What the task asks:
Repeat the data that follows, word for word, without the images.

--------------------------------------------------

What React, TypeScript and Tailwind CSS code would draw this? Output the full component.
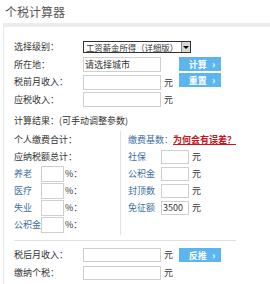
import React from 'react';

const Field: React.FC<{ w: string; h?: string; value?: string }> = ({ w, h = 'h-[15px]', value }) => (
  <div className={`${w} ${h} border border-[#cfcfcf] bg-white flex items-center pl-[1px] text-[#333] shrink-0`}>
    {value}
  </div>
);

const BlueButton: React.FC<{ label: string; extra?: string }> = ({ label, extra = '' }) => (
  <button
    className={`w-[42px] h-[14px] bg-[#5cb5ef] text-white font-bold text-[9px] flex items-center justify-center gap-[5px] leading-none ${extra}`}
  >
    <span className="pl-[4px]">{label}</span>
    <span className="text-[10px]">›</span>
  </button>
);

// left column rows in the result section
const rateRows = ['养老', '医疗', '失业', '公积金'];
const baseRows = [
  { label: '社保', value: '' },
  { label: '公积金', value: '' },
  { label: '封顶数', value: '' },
  { label: '免征额', value: '3500' },
];

const App: React.FC = () => {
  return (
    <div
      className="w-[270px] h-[284px] bg-white overflow-hidden text-[9px] text-[#333]"
      style={{ fontFamily: '"Noto Sans CJK SC", "Noto Sans", sans-serif' }}
    >
      {/* Title */}
      <h1 className="h-[23px] pl-[5px] pt-[4px] text-[12px] leading-[16px] font-normal text-[#555]">个税计算器</h1>

      {/* Panel */}
      <div className="ml-[3px] h-[261px] border-t-[4px] border-l border-t-[#ececec] border-l-[#e8e8e8] pl-[10px] pt-[11px]">
        {/* Select */}
        <div className="h-[18px] flex items-center">
          <span className="w-[69px]">选择级别：</span>
          <div className="w-[108px] h-[12px] border border-[#333] flex items-stretch">
            <span className="flex-1 pl-[2px] leading-[10px] text-[8.4px] whitespace-nowrap overflow-hidden">工资薪金所得（详细版）</span>
            <span className="w-[9px] bg-[#d8d8d8] border-l border-[#888] flex items-center justify-center">
              <span className="w-0 h-0 border-l-[3px] border-r-[3px] border-t-[3px] border-l-transparent border-r-transparent border-t-black" />
            </span>
          </div>
        </div>

        {/* City */}
        <div className="h-[17px] flex items-start">
          <span className="w-[69px] leading-[17px]">所在地：</span>
          <div className="mt-[1px]">
            <Field w="w-[78px]" value="请选择城市" />
          </div>
          <span className="w-[18px]" />
          <BlueButton label="计算" extra="mt-[1px]" />
        </div>

        {/* Pre-tax income */}
        <div className="h-[18px] flex items-start">
          <span className="w-[69px] leading-[18px]">税前月收入：</span>
          <div className="mt-[2px]">
            <Field w="w-[78px]" />
          </div>
          <span className="w-[18px] pl-[3px] leading-[20px]">元</span>
          <BlueButton label="重置" />
        </div>

        {/* Taxable income */}
        <div className="h-[17px] flex items-center">
          <span className="w-[69px]">应税收入：</span>
          <Field w="w-[78px]" />
          <span className="pl-[3px]">元</span>
        </div>

        {/* Result header */}
        <div className="h-[20px] mt-[3px] flex items-center">计算结果：(可手动调整参数)</div>

        {/* Two columns */}
        <div className="flex">
          <div className="w-[107px] border-r border-[#e2e2e2] pb-[2px]">
            <div className="h-[17px] flex items-center">个人缴费合计：</div>
            <div className="h-[17px] flex items-center">应纳税额总计：</div>
            {rateRows.map((r) => (
              <div key={r} className="h-[17px] flex items-center">
                <span className="w-[27px] text-[#3d6fa3] whitespace-nowrap">{r}</span>
                <Field w="w-[23px]" h="h-[16px]" />
                <span className="pl-[1px]">%：</span>
              </div>
            ))}
          </div>
          <div className="pl-[7px]">
            <div className="h-[17px] flex items-center">
              <span className="text-[#3d6fa3]">缴费基数：</span>
              <span className="text-[#c8161d] underline font-bold">为何会有误差？</span>
            </div>
            {baseRows.map((r) => (
              <div key={r.label} className="h-[17px] flex items-center">
                <span className="w-[33px] text-[#3d6fa3]">{r.label}</span>
                <Field w="w-[28px]" h="h-[14px]" value={r.value} />
                <span className="pl-[3px]">元</span>
              </div>
            ))}
          </div>
        </div>

        {/* Divider */}
        <div className="w-[222px] h-px bg-[#e0e0e0] mt-[5px]" />

        {/* After-tax */}
        <div className="h-[18px] mt-[5px] flex items-center">
          <span className="w-[69px]">税后月收入：</span>
          <Field w="w-[78px]" h="h-[14px]" />
          <span className="w-[18px] pl-[3px]">元</span>
          <BlueButton label="反推" />
        </div>
        <div className="h-[18px] flex items-center">
          <span className="w-[69px]">缴纳个税：</span>
          <Field w="w-[78px]" h="h-[14px]" />
          <span className="pl-[3px]">元</span>
        </div>
      </div>
    </div>
  );
};

export default App;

--------------------------------------------------

Worked solution:
What React, TypeScript and Tailwind CSS code would draw this? Output the full component.
import React from 'react';

const Field: React.FC<{ w: string; h?: string; value?: string }> = ({ w, h = 'h-[15px]', value }) => (
  <div className={`${w} ${h} border border-[#cfcfcf] bg-white flex items-center pl-[1px] text-[#333] shrink-0`}>
    {value}
  </div>
);

const BlueButton: React.FC<{ label: string; extra?: string }> = ({ label, extra = '' }) => (
  <button
    className={`w-[42px] h-[14px] bg-[#5cb5ef] text-white font-bold text-[9px] flex items-center justify-center gap-[5px] leading-none ${extra}`}
  >
    <span className="pl-[4px]">{label}</span>
    <span className="text-[10px]">›</span>
  </button>
);

// left column rows in the result section
const rateRows = ['养老', '医疗', '失业', '公积金'];
const baseRows = [
  { label: '社保', value: '' },
  { label: '公积金', value: '' },
  { label: '封顶数', value: '' },
  { label: '免征额', value: '3500' },
];

const App: React.FC = () => {
  return (
    <div
      className="w-[270px] h-[284px] bg-white overflow-hidden text-[9px] text-[#333]"
      style={{ fontFamily: '"Noto Sans CJK SC", "Noto Sans", sans-serif' }}
    >
      {/* Title */}
      <h1 className="h-[23px] pl-[5px] pt-[4px] text-[12px] leading-[16px] font-normal text-[#555]">个税计算器</h1>

      {/* Panel */}
      <div className="ml-[3px] h-[261px] border-t-[4px] border-l border-t-[#ececec] border-l-[#e8e8e8] pl-[10px] pt-[11px]">
        {/* Select */}
        <div className="h-[18px] flex items-center">
          <span className="w-[69px]">选择级别：</span>
          <div className="w-[108px] h-[12px] border border-[#333] flex items-stretch">
            <span className="flex-1 pl-[2px] leading-[10px] text-[8.4px] whitespace-nowrap overflow-hidden">工资薪金所得（详细版）</span>
            <span className="w-[9px] bg-[#d8d8d8] border-l border-[#888] flex items-center justify-center">
              <span className="w-0 h-0 border-l-[3px] border-r-[3px] border-t-[3px] border-l-transparent border-r-transparent border-t-black" />
            </span>
          </div>
        </div>

        {/* City */}
        <div className="h-[17px] flex items-start">
          <span className="w-[69px] leading-[17px]">所在地：</span>
          <div className="mt-[1px]">
            <Field w="w-[78px]" value="请选择城市" />
          </div>
          <span className="w-[18px]" />
          <BlueButton label="计算" extra="mt-[1px]" />
        </div>

        {/* Pre-tax income */}
        <div className="h-[18px] flex items-start">
          <span className="w-[69px] leading-[18px]">税前月收入：</span>
          <div className="mt-[2px]">
            <Field w="w-[78px]" />
          </div>
          <span className="w-[18px] pl-[3px] leading-[20px]">元</span>
          <BlueButton label="重置" />
        </div>

        {/* Taxable income */}
        <div className="h-[17px] flex items-center">
          <span className="w-[69px]">应税收入：</span>
          <Field w="w-[78px]" />
          <span className="pl-[3px]">元</span>
        </div>

        {/* Result header */}
        <div className="h-[20px] mt-[3px] flex items-center">计算结果：(可手动调整参数)</div>

        {/* Two columns */}
        <div className="flex">
          <div className="w-[107px] border-r border-[#e2e2e2] pb-[2px]">
            <div className="h-[17px] flex items-center">个人缴费合计：</div>
            <div className="h-[17px] flex items-center">应纳税额总计：</div>
            {rateRows.map((r) => (
              <div key={r} className="h-[17px] flex items-center">
                <span className="w-[27px] text-[#3d6fa3] whitespace-nowrap">{r}</span>
                <Field w="w-[23px]" h="h-[16px]" />
                <span className="pl-[1px]">%：</span>
              </div>
            ))}
          </div>
          <div className="pl-[7px]">
            <div className="h-[17px] flex items-center">
              <span className="text-[#3d6fa3]">缴费基数：</span>
              <span className="text-[#c8161d] underline font-bold">为何会有误差？</span>
            </div>
            {baseRows.map((r) => (
              <div key={r.label} className="h-[17px] flex items-center">
                <span className="w-[33px] text-[#3d6fa3]">{r.label}</span>
                <Field w="w-[28px]" h="h-[14px]" value={r.value} />
                <span className="pl-[3px]">元</span>
              </div>
            ))}
          </div>
        </div>

        {/* Divider */}
        <div className="w-[222px] h-px bg-[#e0e0e0] mt-[5px]" />

        {/* After-tax */}
        <div className="h-[18px] mt-[5px] flex items-center">
          <span className="w-[69px]">税后月收入：</span>
          <Field w="w-[78px]" h="h-[14px]" />
          <span className="w-[18px] pl-[3px]">元</span>
          <BlueButton label="反推" />
        </div>
        <div className="h-[18px] flex items-center">
          <span className="w-[69px]">缴纳个税：</span>
          <Field w="w-[78px]" h="h-[14px]" />
          <span className="pl-[3px]">元</span>
        </div>
      </div>
    </div>
  );
};

export default App;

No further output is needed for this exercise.